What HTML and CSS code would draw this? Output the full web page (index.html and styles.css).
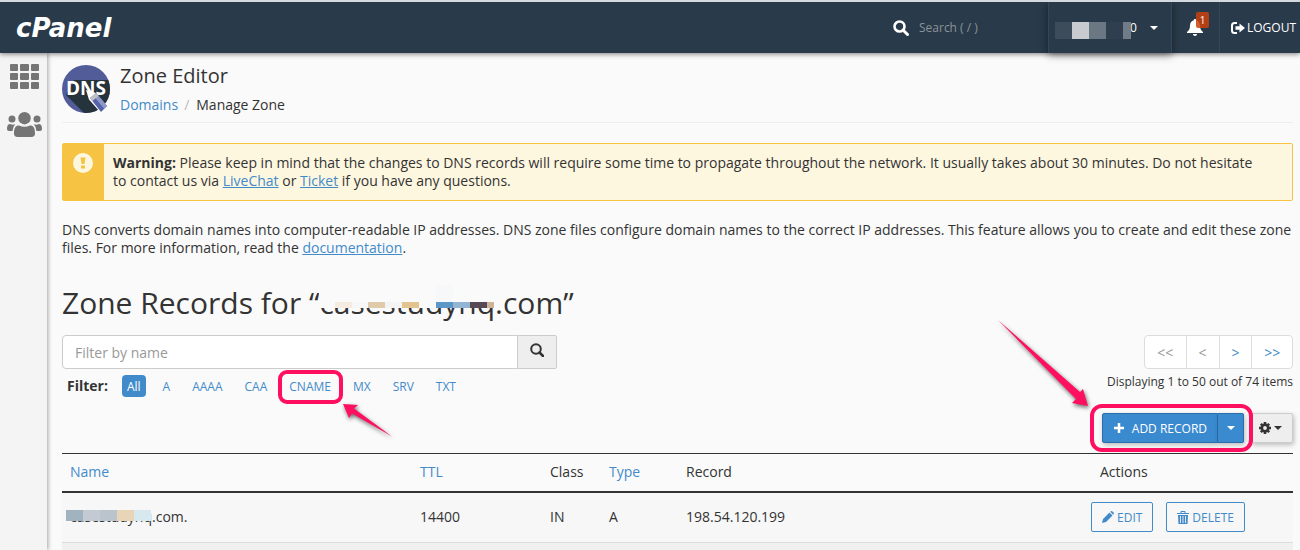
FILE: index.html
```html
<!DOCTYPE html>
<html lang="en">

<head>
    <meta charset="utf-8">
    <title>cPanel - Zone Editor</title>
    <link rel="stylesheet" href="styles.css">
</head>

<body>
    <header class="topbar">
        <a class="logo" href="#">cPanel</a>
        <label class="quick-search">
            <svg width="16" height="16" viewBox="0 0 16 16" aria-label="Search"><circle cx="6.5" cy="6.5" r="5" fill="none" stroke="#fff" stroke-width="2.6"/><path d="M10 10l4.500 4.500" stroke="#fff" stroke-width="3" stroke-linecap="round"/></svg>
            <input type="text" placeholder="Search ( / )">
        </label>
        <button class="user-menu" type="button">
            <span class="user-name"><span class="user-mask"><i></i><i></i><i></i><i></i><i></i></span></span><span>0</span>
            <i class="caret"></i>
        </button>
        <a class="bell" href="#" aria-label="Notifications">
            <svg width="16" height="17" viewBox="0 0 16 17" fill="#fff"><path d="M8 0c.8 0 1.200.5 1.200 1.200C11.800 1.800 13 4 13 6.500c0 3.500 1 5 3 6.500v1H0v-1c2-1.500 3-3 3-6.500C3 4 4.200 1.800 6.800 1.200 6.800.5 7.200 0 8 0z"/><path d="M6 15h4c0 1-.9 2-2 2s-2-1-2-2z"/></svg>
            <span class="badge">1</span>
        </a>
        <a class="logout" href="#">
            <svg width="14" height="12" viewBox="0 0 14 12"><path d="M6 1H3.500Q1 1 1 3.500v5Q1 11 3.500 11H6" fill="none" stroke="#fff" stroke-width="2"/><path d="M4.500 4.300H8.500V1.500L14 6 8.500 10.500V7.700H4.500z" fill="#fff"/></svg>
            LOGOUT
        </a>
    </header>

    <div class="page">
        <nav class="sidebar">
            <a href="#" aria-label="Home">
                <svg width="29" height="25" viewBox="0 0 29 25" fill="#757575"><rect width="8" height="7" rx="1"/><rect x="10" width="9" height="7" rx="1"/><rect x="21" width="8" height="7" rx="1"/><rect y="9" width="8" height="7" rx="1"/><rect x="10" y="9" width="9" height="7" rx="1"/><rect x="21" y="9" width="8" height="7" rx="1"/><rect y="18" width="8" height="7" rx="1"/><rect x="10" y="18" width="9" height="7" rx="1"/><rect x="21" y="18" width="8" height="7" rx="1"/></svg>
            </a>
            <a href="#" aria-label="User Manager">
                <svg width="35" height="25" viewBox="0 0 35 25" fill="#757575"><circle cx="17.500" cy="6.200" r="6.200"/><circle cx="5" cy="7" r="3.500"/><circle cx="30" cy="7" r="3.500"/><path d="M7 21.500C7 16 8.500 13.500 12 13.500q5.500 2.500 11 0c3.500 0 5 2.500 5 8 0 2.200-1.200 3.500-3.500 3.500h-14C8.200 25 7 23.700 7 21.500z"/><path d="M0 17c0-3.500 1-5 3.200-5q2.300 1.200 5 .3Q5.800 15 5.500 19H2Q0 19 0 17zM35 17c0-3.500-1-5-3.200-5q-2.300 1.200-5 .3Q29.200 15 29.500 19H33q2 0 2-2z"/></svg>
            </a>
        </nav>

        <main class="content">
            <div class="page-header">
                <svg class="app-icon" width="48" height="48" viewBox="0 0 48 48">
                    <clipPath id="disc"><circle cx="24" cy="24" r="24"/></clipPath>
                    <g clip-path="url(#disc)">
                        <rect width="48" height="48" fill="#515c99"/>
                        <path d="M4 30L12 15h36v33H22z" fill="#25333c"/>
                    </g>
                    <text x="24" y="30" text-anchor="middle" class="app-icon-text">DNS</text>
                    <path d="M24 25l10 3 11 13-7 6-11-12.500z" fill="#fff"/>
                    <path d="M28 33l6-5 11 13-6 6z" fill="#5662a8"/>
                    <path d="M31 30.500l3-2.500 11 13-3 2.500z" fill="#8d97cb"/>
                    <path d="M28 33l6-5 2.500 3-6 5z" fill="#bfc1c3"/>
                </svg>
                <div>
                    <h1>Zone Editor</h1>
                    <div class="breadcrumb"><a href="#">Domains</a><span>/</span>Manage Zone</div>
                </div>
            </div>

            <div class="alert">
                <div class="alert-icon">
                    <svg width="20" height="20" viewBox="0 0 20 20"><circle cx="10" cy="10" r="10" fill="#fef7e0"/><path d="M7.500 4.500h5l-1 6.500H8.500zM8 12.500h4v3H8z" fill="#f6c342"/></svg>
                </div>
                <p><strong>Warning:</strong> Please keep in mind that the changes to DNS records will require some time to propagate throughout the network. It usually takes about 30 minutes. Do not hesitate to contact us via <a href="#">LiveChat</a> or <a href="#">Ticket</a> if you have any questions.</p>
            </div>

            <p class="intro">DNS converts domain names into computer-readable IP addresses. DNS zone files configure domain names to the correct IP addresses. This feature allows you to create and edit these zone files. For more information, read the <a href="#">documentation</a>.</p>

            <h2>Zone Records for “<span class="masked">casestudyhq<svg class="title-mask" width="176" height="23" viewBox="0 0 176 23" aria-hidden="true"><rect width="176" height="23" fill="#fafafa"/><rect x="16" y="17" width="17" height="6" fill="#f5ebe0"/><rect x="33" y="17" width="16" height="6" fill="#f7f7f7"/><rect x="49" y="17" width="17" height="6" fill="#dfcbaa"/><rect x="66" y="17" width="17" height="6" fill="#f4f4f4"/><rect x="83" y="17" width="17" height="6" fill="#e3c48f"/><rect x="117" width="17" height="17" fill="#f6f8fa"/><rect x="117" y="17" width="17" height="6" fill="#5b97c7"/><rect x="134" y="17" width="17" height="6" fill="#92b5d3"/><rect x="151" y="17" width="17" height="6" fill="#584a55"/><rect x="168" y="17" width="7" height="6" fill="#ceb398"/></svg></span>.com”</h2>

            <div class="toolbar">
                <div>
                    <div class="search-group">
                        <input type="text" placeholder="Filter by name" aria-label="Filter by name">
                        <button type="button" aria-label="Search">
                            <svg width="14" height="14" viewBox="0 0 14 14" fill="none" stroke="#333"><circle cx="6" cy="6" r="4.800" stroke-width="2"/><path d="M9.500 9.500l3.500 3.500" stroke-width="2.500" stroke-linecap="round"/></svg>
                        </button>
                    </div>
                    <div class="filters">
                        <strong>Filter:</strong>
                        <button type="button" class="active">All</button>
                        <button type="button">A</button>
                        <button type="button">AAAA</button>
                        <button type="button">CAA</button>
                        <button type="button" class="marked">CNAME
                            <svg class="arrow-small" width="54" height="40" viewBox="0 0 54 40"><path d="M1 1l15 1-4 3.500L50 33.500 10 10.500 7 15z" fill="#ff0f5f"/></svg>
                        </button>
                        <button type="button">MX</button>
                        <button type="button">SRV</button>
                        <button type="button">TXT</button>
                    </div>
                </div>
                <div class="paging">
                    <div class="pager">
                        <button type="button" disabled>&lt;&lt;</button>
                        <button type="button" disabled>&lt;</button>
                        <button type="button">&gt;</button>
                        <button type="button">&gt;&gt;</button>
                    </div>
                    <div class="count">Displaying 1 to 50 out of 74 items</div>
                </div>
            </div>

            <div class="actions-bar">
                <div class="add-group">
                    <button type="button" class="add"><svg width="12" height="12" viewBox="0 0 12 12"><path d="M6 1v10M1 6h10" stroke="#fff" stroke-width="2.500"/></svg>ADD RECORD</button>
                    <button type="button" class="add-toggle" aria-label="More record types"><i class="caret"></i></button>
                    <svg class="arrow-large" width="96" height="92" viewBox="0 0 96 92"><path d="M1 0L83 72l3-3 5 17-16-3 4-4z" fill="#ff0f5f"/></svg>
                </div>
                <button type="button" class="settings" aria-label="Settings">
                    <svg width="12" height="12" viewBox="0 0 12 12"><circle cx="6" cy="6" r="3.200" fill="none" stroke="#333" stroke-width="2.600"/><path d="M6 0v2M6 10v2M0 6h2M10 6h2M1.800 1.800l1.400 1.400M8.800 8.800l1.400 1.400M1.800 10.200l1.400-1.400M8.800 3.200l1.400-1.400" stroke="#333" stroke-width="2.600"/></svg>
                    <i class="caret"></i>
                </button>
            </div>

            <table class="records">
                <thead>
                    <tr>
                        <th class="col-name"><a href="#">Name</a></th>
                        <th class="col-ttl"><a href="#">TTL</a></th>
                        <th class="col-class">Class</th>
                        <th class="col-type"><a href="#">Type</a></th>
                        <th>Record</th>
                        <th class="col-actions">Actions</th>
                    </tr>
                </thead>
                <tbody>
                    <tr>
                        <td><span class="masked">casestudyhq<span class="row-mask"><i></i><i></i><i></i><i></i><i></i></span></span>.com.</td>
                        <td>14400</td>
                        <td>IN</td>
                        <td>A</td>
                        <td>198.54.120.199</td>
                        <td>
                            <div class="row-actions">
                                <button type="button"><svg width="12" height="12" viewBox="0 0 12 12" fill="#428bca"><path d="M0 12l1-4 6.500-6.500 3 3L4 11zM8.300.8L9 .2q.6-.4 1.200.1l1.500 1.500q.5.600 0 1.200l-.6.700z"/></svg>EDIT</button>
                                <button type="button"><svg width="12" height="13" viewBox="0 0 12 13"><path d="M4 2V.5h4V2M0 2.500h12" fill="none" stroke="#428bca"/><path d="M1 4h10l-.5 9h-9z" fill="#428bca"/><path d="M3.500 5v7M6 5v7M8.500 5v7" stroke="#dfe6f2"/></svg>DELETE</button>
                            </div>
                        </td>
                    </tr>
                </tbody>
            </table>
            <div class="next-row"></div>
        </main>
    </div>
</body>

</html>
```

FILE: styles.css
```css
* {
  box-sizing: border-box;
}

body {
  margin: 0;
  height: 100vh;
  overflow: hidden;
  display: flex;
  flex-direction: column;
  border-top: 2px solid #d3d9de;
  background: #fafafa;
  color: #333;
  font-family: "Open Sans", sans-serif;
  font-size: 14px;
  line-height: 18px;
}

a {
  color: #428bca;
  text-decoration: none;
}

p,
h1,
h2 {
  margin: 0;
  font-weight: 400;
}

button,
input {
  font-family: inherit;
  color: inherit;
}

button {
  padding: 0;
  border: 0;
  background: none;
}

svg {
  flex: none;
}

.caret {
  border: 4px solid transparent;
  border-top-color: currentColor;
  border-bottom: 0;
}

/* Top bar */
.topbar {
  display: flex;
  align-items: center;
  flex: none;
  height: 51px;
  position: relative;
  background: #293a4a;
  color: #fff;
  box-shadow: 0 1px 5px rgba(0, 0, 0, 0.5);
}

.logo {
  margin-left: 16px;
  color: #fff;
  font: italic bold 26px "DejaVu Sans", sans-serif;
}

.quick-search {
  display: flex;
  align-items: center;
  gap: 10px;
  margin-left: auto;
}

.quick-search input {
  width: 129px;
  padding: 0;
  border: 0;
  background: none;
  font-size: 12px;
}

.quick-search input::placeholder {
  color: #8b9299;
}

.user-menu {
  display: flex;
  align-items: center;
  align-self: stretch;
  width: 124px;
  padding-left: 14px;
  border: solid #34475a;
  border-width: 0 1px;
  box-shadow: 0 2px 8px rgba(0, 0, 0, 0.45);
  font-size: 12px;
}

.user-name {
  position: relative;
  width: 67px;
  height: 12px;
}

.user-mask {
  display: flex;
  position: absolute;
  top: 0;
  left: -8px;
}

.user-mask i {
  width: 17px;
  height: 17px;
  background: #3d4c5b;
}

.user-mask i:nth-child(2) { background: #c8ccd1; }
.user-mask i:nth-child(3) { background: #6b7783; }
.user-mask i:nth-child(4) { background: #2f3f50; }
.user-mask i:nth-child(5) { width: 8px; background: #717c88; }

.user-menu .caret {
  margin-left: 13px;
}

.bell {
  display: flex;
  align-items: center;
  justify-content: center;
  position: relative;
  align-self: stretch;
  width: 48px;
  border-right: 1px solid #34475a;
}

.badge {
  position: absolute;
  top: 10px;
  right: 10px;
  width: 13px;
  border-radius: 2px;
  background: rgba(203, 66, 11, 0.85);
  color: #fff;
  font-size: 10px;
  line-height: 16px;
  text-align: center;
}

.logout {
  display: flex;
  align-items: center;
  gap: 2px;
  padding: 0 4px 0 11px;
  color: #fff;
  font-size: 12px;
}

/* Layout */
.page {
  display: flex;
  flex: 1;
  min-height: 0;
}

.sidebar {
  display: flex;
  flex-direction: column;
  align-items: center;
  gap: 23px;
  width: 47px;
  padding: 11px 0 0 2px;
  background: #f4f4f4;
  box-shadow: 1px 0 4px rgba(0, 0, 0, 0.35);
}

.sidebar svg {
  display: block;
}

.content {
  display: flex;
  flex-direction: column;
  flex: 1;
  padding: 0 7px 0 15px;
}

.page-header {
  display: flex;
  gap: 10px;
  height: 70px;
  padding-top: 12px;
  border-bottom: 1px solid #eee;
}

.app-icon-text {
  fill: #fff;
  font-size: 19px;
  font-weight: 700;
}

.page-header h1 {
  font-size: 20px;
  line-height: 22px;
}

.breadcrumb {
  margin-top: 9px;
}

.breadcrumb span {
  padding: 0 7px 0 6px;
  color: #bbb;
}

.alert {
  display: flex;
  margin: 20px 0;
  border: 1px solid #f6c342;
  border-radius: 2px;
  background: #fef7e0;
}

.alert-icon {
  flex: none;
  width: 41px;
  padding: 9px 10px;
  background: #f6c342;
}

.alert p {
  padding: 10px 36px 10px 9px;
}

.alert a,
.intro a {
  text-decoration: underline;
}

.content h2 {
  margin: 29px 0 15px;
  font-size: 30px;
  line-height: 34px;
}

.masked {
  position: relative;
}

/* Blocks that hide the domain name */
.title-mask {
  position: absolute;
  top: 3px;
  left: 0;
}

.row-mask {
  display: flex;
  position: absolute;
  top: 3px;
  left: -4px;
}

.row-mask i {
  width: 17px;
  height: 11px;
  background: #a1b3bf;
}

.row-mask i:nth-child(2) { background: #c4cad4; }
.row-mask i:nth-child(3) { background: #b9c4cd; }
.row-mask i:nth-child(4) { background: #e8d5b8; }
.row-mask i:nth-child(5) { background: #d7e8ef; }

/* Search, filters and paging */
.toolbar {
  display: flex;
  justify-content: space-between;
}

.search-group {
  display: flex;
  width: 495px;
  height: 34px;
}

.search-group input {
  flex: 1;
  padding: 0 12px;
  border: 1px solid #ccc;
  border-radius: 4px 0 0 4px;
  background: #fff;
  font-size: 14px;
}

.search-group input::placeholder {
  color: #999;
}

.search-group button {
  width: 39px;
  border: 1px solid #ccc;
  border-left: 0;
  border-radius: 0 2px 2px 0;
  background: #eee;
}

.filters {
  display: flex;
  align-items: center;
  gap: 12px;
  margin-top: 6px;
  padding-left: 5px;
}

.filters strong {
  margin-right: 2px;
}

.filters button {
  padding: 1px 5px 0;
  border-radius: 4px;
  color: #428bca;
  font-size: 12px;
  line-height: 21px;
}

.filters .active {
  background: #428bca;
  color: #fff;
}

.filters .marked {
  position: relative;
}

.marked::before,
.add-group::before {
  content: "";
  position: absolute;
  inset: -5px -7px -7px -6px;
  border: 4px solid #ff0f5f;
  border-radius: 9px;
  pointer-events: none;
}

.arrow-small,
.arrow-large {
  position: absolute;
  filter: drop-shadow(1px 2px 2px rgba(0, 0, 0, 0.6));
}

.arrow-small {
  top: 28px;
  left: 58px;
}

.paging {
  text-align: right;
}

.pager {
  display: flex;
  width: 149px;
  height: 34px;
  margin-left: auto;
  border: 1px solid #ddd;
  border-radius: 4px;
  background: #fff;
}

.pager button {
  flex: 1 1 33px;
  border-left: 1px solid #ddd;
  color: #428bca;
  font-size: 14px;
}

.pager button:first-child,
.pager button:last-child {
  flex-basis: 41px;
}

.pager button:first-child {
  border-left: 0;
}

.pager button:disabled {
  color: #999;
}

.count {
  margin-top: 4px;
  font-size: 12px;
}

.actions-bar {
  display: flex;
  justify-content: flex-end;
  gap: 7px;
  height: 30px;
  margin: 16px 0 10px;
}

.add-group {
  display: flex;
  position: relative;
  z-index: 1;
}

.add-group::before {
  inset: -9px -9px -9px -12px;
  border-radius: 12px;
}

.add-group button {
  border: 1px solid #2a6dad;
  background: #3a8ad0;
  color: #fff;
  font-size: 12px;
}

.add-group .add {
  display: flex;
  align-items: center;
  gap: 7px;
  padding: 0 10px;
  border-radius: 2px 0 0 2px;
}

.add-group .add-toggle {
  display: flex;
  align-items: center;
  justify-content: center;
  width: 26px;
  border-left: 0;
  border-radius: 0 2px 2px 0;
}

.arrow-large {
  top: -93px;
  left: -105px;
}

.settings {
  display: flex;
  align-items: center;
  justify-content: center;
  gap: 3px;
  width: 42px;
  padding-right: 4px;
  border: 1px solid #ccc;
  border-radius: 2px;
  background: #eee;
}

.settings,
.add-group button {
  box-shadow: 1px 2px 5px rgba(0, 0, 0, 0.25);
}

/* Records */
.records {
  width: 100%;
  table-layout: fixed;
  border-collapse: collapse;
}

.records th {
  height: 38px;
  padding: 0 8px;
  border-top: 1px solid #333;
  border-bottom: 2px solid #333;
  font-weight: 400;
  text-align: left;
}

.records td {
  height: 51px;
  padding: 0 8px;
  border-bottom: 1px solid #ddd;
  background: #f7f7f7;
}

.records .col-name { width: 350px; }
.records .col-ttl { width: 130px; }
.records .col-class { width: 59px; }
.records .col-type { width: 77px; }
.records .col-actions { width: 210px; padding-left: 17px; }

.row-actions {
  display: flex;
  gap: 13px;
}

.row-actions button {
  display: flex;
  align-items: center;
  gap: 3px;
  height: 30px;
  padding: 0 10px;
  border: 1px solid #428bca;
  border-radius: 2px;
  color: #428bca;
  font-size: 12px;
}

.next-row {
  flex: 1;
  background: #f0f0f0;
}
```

* Instructions for the task *
Identify every line above that includes the word "index", and show those lines.

* Solution for this problem *
What HTML and CSS code would draw this? Output the full web page (index.html and styles.css).
FILE: index.html
  z-index: 1;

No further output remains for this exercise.